Behind them, John Diarse and Trey Quinn each fit in the offense well as slot receivers for different reasons. Diarse is the biggest of the bunch, and showed some ability to make plays after the catch on big touchdowns versus Wisconsin and Notre Dame. It's a cliché to call Quinn the best route runner on the team, but it's true and it got him in LSU's starting lineup in game one last year. He has great quickness and agility in space, and gives the team a similar yards-after-the-catch threat to Diarse, only in a different flavor.

Behind them, Avery Peterson, Kevin Spears and D.J. Chark are similar builds and skillsets. Chark in particular appears to have hit the weight room hard and has been credited with a few big plays in scrimmages. With his speed, he could provide another deep-threat type in case Dural suffers an injury.

What's Bad?

For all the talent, this group really struggled with consistency last season, with all of the aforementioned top-four struggling at different times in the season.

After a hot start for Dural, Diarse and Dupre, SEC defenses began sitting on short routes and slowing the receivers up at the line of scrimmage, which gave all three guys hell for the last half of the season, which contributed to the issues the quarterbacks were already having. Dural's inability to "win inside" on a slant route, which has to be a given on the play, directly contributed to two interceptions. Dupre had similar issues, as well as watching his spacing on some alignments, getting too close to the sidelines and allowing corners to run him too far outside. Diarse's struggles in getting off a jam were particularly noteworthy, given his size. Quinn had no problem getting open, but dropped 6-7 passes. And while that may not seem like a huge total over the course of the season, on 34 targets that means Quinn was basically dropping every fifth pass thrown his way. When the quarterback is struggling to hit guys in the hands anyway, drops like that can be killers. Not that Quinn was the only player that dropped them, but by his own admission he lost confidence down the stretch.

Enter new wide receivers coach Tony Ball, who by most accounts has really attacked this unit with an eye for precision and detail. Adam Henry had more of an NFL mindset, holding players to their own standards. If they didn't do the things he wanted, they just wouldn't get on the field. Ball is much more of a whip-cracker, so to speak. On some practice videos, he can be seen holding up the entire group to make sure a player is performing a drill exactly the way he wants. That's exactly the kind of reputation he brought over from Georgia, and it may be just what this young group needs. That's not to say that Henry didn't do a great job in his own right -- that much is obvious. But Ball may be the right guy at the right time for this unit.
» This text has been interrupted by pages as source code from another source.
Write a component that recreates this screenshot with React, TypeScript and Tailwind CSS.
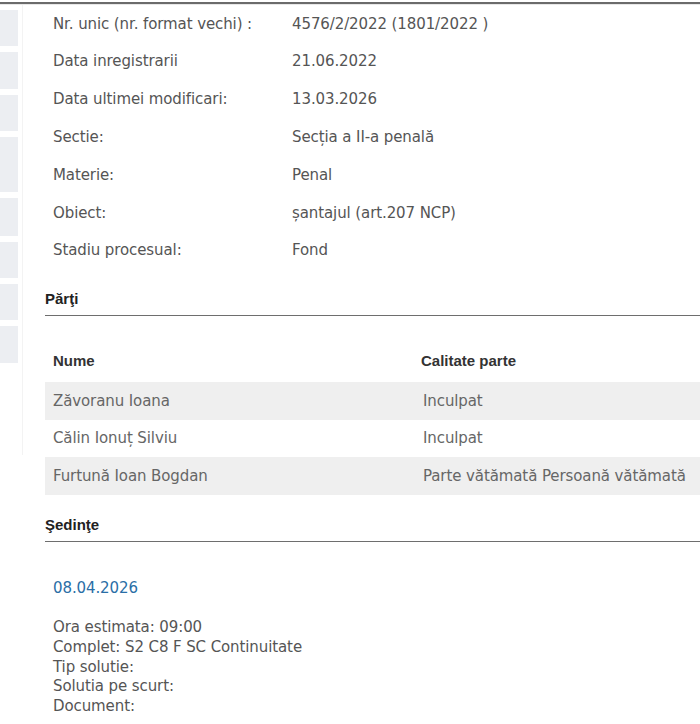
const info = [
  ["Nr. unic (nr. format vechi) :", "4576/2/2022 (1801/2022 )"],
  ["Data inregistrarii", "21.06.2022"],
  ["Data ultimei modificari:", "13.03.2026"],
  ["Sectie:", "Secția a II-a penală"],
  ["Materie:", "Penal"],
  ["Obiect:", "șantajul (art.207 NCP)"],
  ["Stadiu procesual:", "Fond"],
];

const parti = [
  ["Zăvoranu Ioana", "Inculpat"],
  ["Călin Ionuț Silviu", "Inculpat"],
  ["Furtună Ioan Bogdan", "Parte vătămată Persoană vătămată"],
];

// heights of the side menu tabs, gap 6px between
const tabs = [36, 37, 36, 55, 38, 36, 36, 37];

export default function App() {
  return (
    <div className="w-[700px] h-[724px] overflow-hidden bg-white relative font-['DejaVu_Sans',sans-serif] text-[#555]">
      <div className="h-[2px] bg-white" />
      <div className="h-[2px] bg-[#6b6b6b]" />
      <div className="h-px bg-[#e8e8e8]" />
      <div className="flex">
        {/* side tabs */}
        <div className="w-[23px] shrink-0 flex flex-col gap-[6px] pt-[5px] border-r border-[#f3f3f3] h-[450px]">
          {tabs.map((h, i) => (
            <div key={i} className="w-[18px] bg-[#eceef2]" style={{ height: h }} />
          ))}
        </div>

        <div className="flex-1 pl-[22px]">
          {/* case details */}
          <div className="flex flex-col">
            {info.map(([k, v]) => (
              <div key={k} className="flex h-[37.8px] items-center text-[15px] tracking-[-0.1px]">
                <div className="w-[247px] pl-[8px]">{k}</div>
                <div>{v}</div>
              </div>
            ))}
          </div>

          {/* Parti */}
          <div className="mt-[18px] border-b-[1.5px] border-[#6e6e6e] pb-[5px] font-['Liberation_Sans',sans-serif] font-bold text-[15px] text-[#222]">
            Părţi
          </div>
          <div className="mt-[28px]">
            <div className="flex h-[38px] pb-[4px] items-center font-['Liberation_Sans',sans-serif] font-bold text-[15px] text-[#333]">
              <div className="w-[376px] pl-[8px]">Nume</div>
              <div>Calitate parte</div>
            </div>
            {parti.map(([n, c], i) => (
              <div
                key={n}
                className={`flex h-[37.5px] items-center text-[15px] tracking-[-0.1px] text-[#666] ${i % 2 === 0 ? "bg-[#efefef]" : "bg-white"}`}
              >
                <div className="w-[378px] pl-[8px]">{n}</div>
                <div>{c}</div>
              </div>
            ))}
          </div>

          {/* Sedinte */}
          <div className="mt-[19px] border-b-[1.5px] border-[#6e6e6e] pb-[5px] font-['Liberation_Sans',sans-serif] font-bold text-[15px] text-[#222]">
            Şedinţe
          </div>
          <div className="pl-[8px] pt-[35px] text-[15px] tracking-[-0.1px]">
            <div className="text-[#2a6ea6] leading-[22px]">08.04.2026</div>
            <div className="mt-[19px] leading-[19.8px]">
              <div>Ora estimata: 09:00</div>
              <div>Complet: S2 C8 F SC Continuitate</div>
              <div>Tip solutie:</div>
              <div>Solutia pe scurt:</div>
              <div>Document:</div>
            </div>
          </div>
        </div>
      </div>
    </div>
  );
}
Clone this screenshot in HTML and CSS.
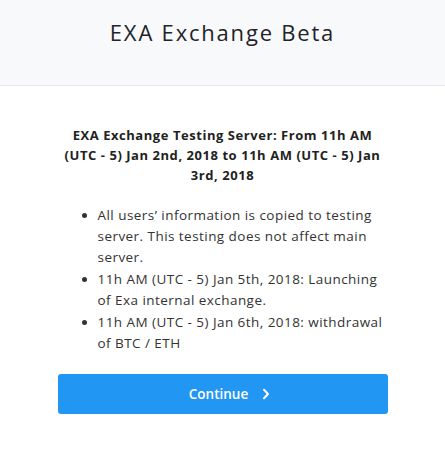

What's the goal this spring?

The issues last year at receiver as part of the overall stalling of LSU's passing game is a theme that I've stayed on from the jump. But the big difference between this position and QB is that I'm not really worried about this end of the passing connection improving.

Frankly, most of the issues weren't all that unusual for young receivers. They made sense in a lot of ways and are all pretty fixable. Dural's always been on the thinner side, so it's not a shock that he wasn't as developed in the upper body to box it out with cornerbacks. Dupre, for all of his 7-on-7 work in the offseason, still has very little experience running more than screens and go-routes in actual games, coming from John Curtis. He also rarely, if ever, saw press coverage. That's also not something you can learn to fight through running around in shorts and a t-shirt in a 7-on-7 tournament, either. Diarse is a converted quarterback without much experience. Quinn took a huge hit in the Auburn game, and while it's only speculation that it maybe got in his head, I wouldn't blame him. And when everything seems to be going wrong with a passing game, letting drops get in your head is understandable. I wouldn't bet on that continuing with Quinn, who has reportedly been something of a pet project for Ball.

Look, no matter what happens at quarterback in the next few months, this unit needs to be ready to hold up its own end of the bargain.

What am I watching for?

It's all about progression. Dural and Dupre both appear to have added weight, and by most accounts Ball has specifically focused on their issues with physical corners. Dural may be the returning No. 1, but Dupre has every tool to surpass him and be the most well-rounded member of the group. Put both guys outside, and Diarse and Quinn are natural slot players when LSU goes four wide.

The competition here is what I want to see. The simple reality is that even if one of the quarterbacks goes absolute gangbusters next season, LSU's still going to be a team that leans on its running game a lot (rightfully so), so between the wideouts, backs and tight ends (don't laugh...yet), chances are there won't be many targets for the third and fourth receivers. And when Tyron Johnson arrives this summer, he's going to be competing for a spot on the field quickly. The guy in the back of the pack here will have to keep hustling if he wants to stay on the field.

Every player here needs to make the most of his opportunities in practices, scrimmages and the spring game. But you factor that competition in with players of this talent level, and it can make for some very exciting possibilities.